I have seen some people comment that this ink is too pale or pastel like or unsaturated and it is hard to quarrel with that view; regardless, I like it a lot more than I thought I would (my constant refrain with blue ink!) It is definitely, absolutely blue. Uncomplicated. It doesn’t seem to shade much, if at all, and has no sheen. It is simple and unpretentious. I can readily see it as a good journalling ink. You could go for many pages without getting over whelmed or affected by its visual presence. There is a time and place for simplicity.

Iroshizuku Yama-Guri

Wild Chestnut. This ink is as dark as Montblanc Toffee Brown but has a blackish undertone. It is a very earthy looking ink. Definitely reminds me of forest floor material. I don’t see much shading and in terms of ranking would put it behind the Montblanc and Noodlers–not every day that a Pilot ink ends up third but all things considered, including the price, that is where I put this one. If you were to chose this ink, it would be for its organic look. I can definitely see the lure of that, it is just not super exciting.

Noodler’s Kiowa Pecan

One of those rare inks that is an amazing shader regardless of nib size. As per this quote: Lots of golden shading–or is that lots of chocolate shading in a dark gold/bronze ink. (Sorry, do not know the attribution. Tried searching and still couldn’t find it.) According to, this is a variable combination ink which means each individual bottle contains slightly different variables resulting in a different ink for each bottle!

I cannot say enough good things about this ink. It is a delight.

Noodler’s Legal Lapis

One of the oldest inks I own. Bought back when I was Zentangling. It has an “old-fashioned” look to it. It doesn’t strike me as incredibly well shading and it does seem a bit dry but neither of these are problematic. The vintage look is adequate compensation. I am a bit worried that it might stain. I had a very difficult time getting it out of my Pocket 66 and have still not gotten it completely out which bums me no end. It is supposed to be bullet proof and might be a good ink for work. Many deem this a black ink with hints of blue, green and grey. I have always seen it as blue. notes that in terms of colour, the ink is supposed to mimic the old fashioned iron gall inks used in the 19th century. If that is its aim, I think it has hit the target dead on.

Sailor Jentle Tokiwa-Matsu

Pine Green.
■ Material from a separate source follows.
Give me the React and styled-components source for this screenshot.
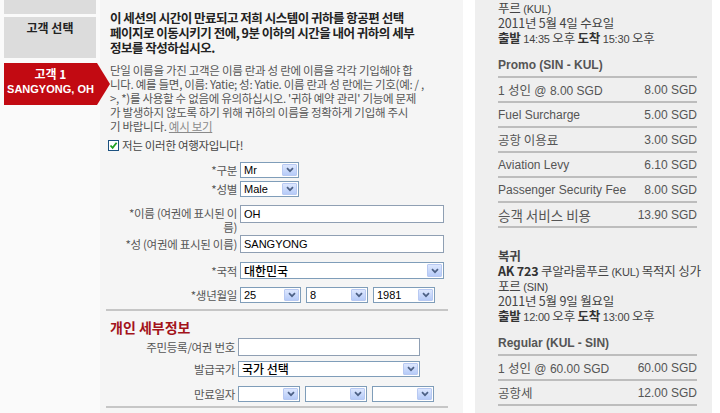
import React from "react";
import styled, { createGlobalStyle } from "styled-components";

const GlobalStyle = createGlobalStyle`
  html, body {
    margin: 0;
    padding: 0;
    background: #fff;
  }
  body {
    font-family: "Liberation Sans", "Noto Sans CJK KR", sans-serif;
    color: #444;
  }
`;

const Page = styled.div`
  display: flex;
  width: 720px;
  height: 413px;
  overflow: hidden;
  background: #fff;
`;

/* ---------- left steps ---------- */

const Sidebar = styled.div`
  width: 100px;
  flex-shrink: 0;
  box-sizing: border-box;
  padding-left: 4px;
  background: #fafafa;
  position: relative;
  z-index: 1;
`;

const StepBox = styled.div`
  width: 92px;
  height: ${p => p.$h}px;
  margin-bottom: ${p => p.$mb}px;
  background: #dcdcdc;
  box-sizing: border-box;
  padding-top: 4px;
  text-align: center;
  font: bold 12px/14px "Noto Sans CJK KR", "Liberation Sans", sans-serif;
  color: #222;
`;

const ActiveStep = styled.div`
  width: 106px;
  height: 42px;
  background: #c20a12;
  clip-path: polygon(0 0, 93px 0, 106px 50%, 93px 100%, 0 100%);
  box-sizing: border-box;
  padding: 3px 13px 0 0;
  text-align: center;
  color: #fff;
  font-weight: bold;
`;

const StepTitle = styled.div`
  font: bold 12px/16px "Noto Sans CJK KR", "Liberation Sans", sans-serif;
`;

const StepName = styled.div`
  font: bold 11px/14px "Liberation Sans", sans-serif;
`;

/* ---------- main form ---------- */

const Main = styled.div`
  width: 363px;
  flex-shrink: 0;
  box-sizing: border-box;
  padding: 10px 0 0 8px;
  background: #f5f5f5;
`;

const Notice = styled.div`
  padding-left: 2px;
  font: bold 12.5px/15px "Noto Sans CJK KR", "Liberation Sans", sans-serif;
  color: #222;
  letter-spacing: -0.5px;
`;

const Hint = styled.p`
  margin: 8px 0 0;
  padding-left: 2px;
  font: 11.5px/14px "Noto Sans CJK KR", "Liberation Sans", sans-serif;
  color: #555;
  letter-spacing: -0.3px;
`;

const HintLink = styled.a`
  color: #8a8a8a;
  text-decoration: underline;
`;

const CheckRow = styled.label`
  display: flex;
  align-items: center;
  gap: 3px;
  margin-top: 5px;
  height: 14px;
  font: 11.5px/14px "Noto Sans CJK KR", "Liberation Sans", sans-serif;
  color: #444;
  letter-spacing: -0.3px;
`;

const CheckBox = styled.span`
  display: inline-flex;
  align-items: center;
  justify-content: center;
  width: 11px;
  height: 11px;
  box-sizing: border-box;
  border: 1px solid #1c5180;
  background: #fff;
`;

const FormRow = styled.div`
  display: flex;
  align-items: ${p => (p.$top ? "flex-start" : "center")};
  margin-top: ${p => p.$mt}px;
`;

const Label = styled.div`
  width: ${p => p.$w || 129}px;
  padding-right: 3px;
  flex-shrink: 0;
  text-align: right;
  font: 11.5px/14px "Noto Sans CJK KR", "Liberation Sans", sans-serif;
  color: #555;
  letter-spacing: -0.3px;
  padding-top: ${p => (p.$top ? 1 : 0)}px;
`;

const Fields = styled.div`
  display: flex;
  gap: 5px;
`;

const TextInput = styled.input`
  width: ${p => p.$w}px;
  height: 18px;
  box-sizing: border-box;
  border: 1px solid #8f9fb3;
  background: #fff;
  padding: 0 3px;
  font: 11px "Liberation Sans", sans-serif;
  color: #000;
  outline: none;
`;

const SelectBox = styled.div`
  display: flex;
  align-items: center;
  justify-content: space-between;
  width: ${p => p.$w}px;
  height: ${p => p.$h || 16}px;
  box-sizing: border-box;
  border: 1px solid #7f9db9;
  background: #fff;
  padding-left: 3px;
  font-size: ${p => (p.$big ? "12px" : "11px")};
  font-family: ${p => (p.$big ? '"Noto Sans CJK KR", sans-serif' : '"Liberation Sans", sans-serif')};
  font-weight: ${p => (p.$big ? 500 : 400)};
  line-height: 14px;
  color: #000;
  white-space: nowrap;
`;

const DropBtn = styled.span`
  display: flex;
  align-items: center;
  justify-content: center;
  width: 15px;
  height: ${p => (p.$h ? p.$h - 4 : 12)}px;
  margin-right: 1px;
  box-sizing: border-box;
  border: 1px solid #b8c9f2;
  border-radius: 1px;
  background: linear-gradient(#dde7fe, #b6cbf8);
  flex-shrink: 0;
`;

const Rule = styled.div`
  margin: ${p => p.$mt}px 15px 0 -2px;
  border-top: 2px solid #c6c6c6;
`;

const SectionTitle = styled.h3`
  margin: 8px 0 0 2px;
  font: bold 14px/16px "Noto Sans CJK KR", "Liberation Sans", sans-serif;
  color: #a3131a;
`;

/* ---------- right summary ---------- */

const Gap = styled.div`
  width: 12px;
  flex-shrink: 0;
`;

const Summary = styled.div`
  width: 237px;
  flex-shrink: 0;
  box-sizing: border-box;
  padding: 0 15px 0 23px;
  background: #efefef;
`;

const Trip = styled.div`
  margin-top: ${p => p.$mt}px;
  font: 12.5px/15px "Noto Sans CJK KR", "Liberation Sans", sans-serif;
  color: #444;
  letter-spacing: -0.2px;
`;

const TripLine = styled.div`
  white-space: nowrap;
  font-weight: ${p => (p.$bold ? "bold" : "normal")};
`;

const Small = styled.span`
  font: 11px "Liberation Sans", sans-serif;
`;

const Strong = styled.span`
  font-weight: bold;
  color: #333;
`;

const FareHead = styled.div`
  margin-top: 12px;
  padding-bottom: 3px;
  border-bottom: 2px solid #bdbdbd;
  font: bold 12px/16px "Liberation Sans", sans-serif;
  color: #555;
`;

const FareRow = styled.div`
  display: flex;
  align-items: center;
  justify-content: space-between;
  height: 23px;
  border-bottom: 2px solid #bdbdbd;
  font: 12px "Liberation Sans", "Noto Sans CJK KR", sans-serif;
  color: #555;
`;

const Kor = styled.span`
  font: ${p => (p.$big ? "13.5px" : "12.5px")} "Noto Sans CJK KR", sans-serif;
`;

const Chevron = () => (
  <svg width="8" height="6" viewBox="0 0 8 6">
    <path d="M1 1.2 L4 4.2 L7 1.2" fill="none" stroke="#4d6185" strokeWidth="1.7" />
  </svg>
);

const Select = ({ w, h, big, children }) => (
  <SelectBox $w={w} $h={h} $big={big}>
    <span>{children}</span>
    <DropBtn $h={h}>
      <Chevron />
    </DropBtn>
  </SelectBox>
);

const fares1 = [
  ["1 성인 @ 8.00 SGD", "8.00 SGD"],
  ["Fuel Surcharge", "5.00 SGD"],
  ["공항 이용료", "3.00 SGD"],
  ["Aviation Levy", "6.10 SGD"],
  ["Passenger Security Fee", "8.00 SGD"],
  ["승객 서비스 비용", "13.90 SGD", true]
];

const fares2 = [
  ["1 성인 @ 60.00 SGD", "60.00 SGD"],
  ["공항세", "12.00 SGD"]
];

const hasHangul = s => /[\uac00-\ud7a3]/.test(s);

const FareName = ({ text, big }) => {
  if (!hasHangul(text)) return <span>{text}</span>;
  const m = text.match(/^(1 )?([^@]+?)( @.*)?$/);
  return (
    <span>
      {m[1]}
      <Kor $big={big}>{m[2]}</Kor>
      {m[3]}
    </span>
  );
};

export default function App() {
  return (
    <Page>
      <GlobalStyle />
      <Sidebar>
        <StepBox $h={14} $mb={3} />
        <StepBox $h={41} $mb={5}>고객 선택</StepBox>
        <ActiveStep>
          <StepTitle>고객 1</StepTitle>
          <StepName>SANGYONG, OH</StepName>
        </ActiveStep>
      </Sidebar>

      <Main>
        <Notice>
          이 세션의 시간이 만료되고 저희 시스템이 귀하를 항공편 선택
          <br />
          페이지로 이동시키기 전에, 9분 이하의 시간을 내어 귀하의 세부
          <br />
          정보를 작성하십시오.
        </Notice>
        <Hint>
          단일 이름을 가진 고객은 이름 란과 성 란에 이름을 각각 기입해야 합
          <br />
          니다. 예를 들면, 이름: Yatie; 성: Yatie. 이름 란과 성 란에는 기호(예: / ,
          <br />
          &gt;, *)를 사용할 수 없음에 유의하십시오. '귀하 예약 관리' 기능에 문제
          <br />
          가 발생하지 않도록 하기 위해 귀하의 이름을 정확하게 기입해 주시
          <br />
          기 바랍니다. <HintLink>예시 보기</HintLink>
        </Hint>

        <CheckRow>
          <CheckBox>
            <svg width="9" height="9" viewBox="0 0 9 9">
              <path d="M1.5 4.5 L3.6 6.8 L7.6 1.8" fill="none" stroke="#21a121" strokeWidth="1.8" />
            </svg>
          </CheckBox>
          저는 이러한 여행자입니다!
        </CheckRow>

        <FormRow $mt={10}>
          <Label>*구분</Label>
          <Select w={59}>Mr</Select>
        </FormRow>
        <FormRow $mt={3}>
          <Label>*성별</Label>
          <Select w={59}>Male</Select>
        </FormRow>
        <FormRow $mt={8} $top>
          <Label $top>
            *이름 (여권에 표시된 이
            <br />
            름)
          </Label>
          <TextInput $w={204} readOnly defaultValue="OH" />
        </FormRow>
        <FormRow $mt={1}>
          <Label>*성 (여권에 표시된 이름)</Label>
          <TextInput $w={204} readOnly defaultValue="SANGYONG" />
        </FormRow>
        <FormRow $mt={9}>
          <Label>*국적</Label>
          <Select w={204} h={17} big>대한민국</Select>
        </FormRow>
        <FormRow $mt={8}>
          <Label>*생년월일</Label>
          <Fields>
            <Select w={61}>25</Select>
            <Select w={62}>8</Select>
            <Select w={62}>1981</Select>
          </Fields>
        </FormRow>

        <Rule $mt={6} />
        <SectionTitle>개인 세부정보</SectionTitle>

        <FormRow $mt={3}>
          <Label $w={127}>주민등록/여권 번호</Label>
          <TextInput $w={182} readOnly defaultValue="" />
        </FormRow>
        <FormRow $mt={5}>
          <Label $w={127}>발급국가</Label>
          <Select w={182} h={16} big>국가 선택</Select>
        </FormRow>
        <FormRow $mt={9}>
          <Label $w={127}>만료일자</Label>
          <Fields>
            <Select w={62} />
            <Select w={62} />
            <Select w={62} />
          </Fields>
        </FormRow>
        <Rule $mt={4} />
      </Main>

      <Gap />

      <Summary>
        <Trip $mt={-15}>
          <TripLine>
            <Strong>AK 712</Strong> 싱가포르 <Small>(SIN)</Small> 목적지 쿠알라룸
          </TripLine>
          <TripLine>
            푸르 <Small>(KUL)</Small>
          </TripLine>
          <TripLine>2011년 5월 4일 수요일</TripLine>
          <TripLine>
            <Strong>출발</Strong> <Small>14:35</Small> 오후 <Strong>도착</Strong> <Small>15:30</Small> 오후
          </TripLine>
        </Trip>
        <FareHead>Promo (SIN - KUL)</FareHead>
        {fares1.map(([name, amount, big]) => (
          <FareRow key={name}>
            <FareName text={name} big={big} />
            <span>{amount}</span>
          </FareRow>
        ))}

        <Trip $mt={20}>
          <TripLine $bold>복귀</TripLine>
          <TripLine>
            <Strong>AK 723</Strong> 쿠알라룸푸르 <Small>(KUL)</Small> 목적지 싱가
          </TripLine>
          <TripLine>
            포르 <Small>(SIN)</Small>
          </TripLine>
          <TripLine>2011년 5월 9일 월요일</TripLine>
          <TripLine>
            <Strong>출발</Strong> <Small>12:00</Small> 오후 <Strong>도착</Strong> <Small>13:00</Small> 오후
          </TripLine>
        </Trip>
        <FareHead>Regular (KUL - SIN)</FareHead>
        {fares2.map(([name, amount]) => (
          <FareRow key={name}>
            <FareName text={name} />
            <span>{amount}</span>
          </FareRow>
        ))}
      </Summary>
    </Page>
  );
}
It makes me laugh that I have two full bottles of this ink but it took months before I inked anything with it! Obviously, I was greatly attracted to it! It is one of the winter inks. It is supposed to have nice shading. I inked it in my new Kaweco stub which has given me nothing but grief from the moment I purchased it. I just haven’t had time to take it back to the store.

At first blush, the ink looks as good on paper as it did in the store but I need to use it in a pen that actually writes before I can comment much.

Waterman Tender Purple

I intended to get Waterman Imperial Purple but it was out of stock so I settled for a sample of Tender Purple, purchased at the same time as my sample of Noodler’s Violet. This is my first Waterman ink. I find it cold and blue-ish with little or no shading. There is nothing at all about this ink that tempts me to buy a full bottle. Simply not distinctive enough. Not at all unpleasant or misbehaved but quite mediocre. I will try to score a sample of the Imperial in the future.

Noodler’s Violet

Originally I liked this ink but was doubtful it would be good for everyday usage. I have since come to change my mind. I thought it might be a bit “cutesy” or “feminine”. It might just be saved from this by how dark it is. I would have called it Pansy rather than Violet. It is a purple black and looks good in my Lamy Lilac. It is true that I can’t see too many men grabbing this or liking it but I don’t think it is over the top.

I reserved my original opinion but after spending more time with it, I have decided it is worth it to get a full bottle. I would like to get some Lamy Lilac ink but it has not been in stock. This will do as a substitute for now and has made it as a perfect pairing.

Rohrer & Klingner Alt Goldgrun

Ah, at last! Something the crowd goes crazy over and I can join in the mob. I am going crazy over this ink too. It has been a grail ink for some time and I finally coughed up for a bottle. The bottle and label are boring. The ink is anything but. The shading is wicked crazy. I just can’t stop looking at it when I write with it. It is even crazier after it dries. Woo-hoo! So far, it is hands down my favourite green.

I don’t know much about the company and this is the only ink I have from them. Haven’t heard (or remembered) any other inks in their line. Brad Dowdy writes “this colour has almost a cult following and after using it, I can see why…it is truly a unique colour”. Azizah also noted that it is one of her favourite inks. This crowd has some esteemed members.

The closest match for me is De Atramentis Sahara Grey but Alt Goldgrün is darker and easier to read and takes first place for sure.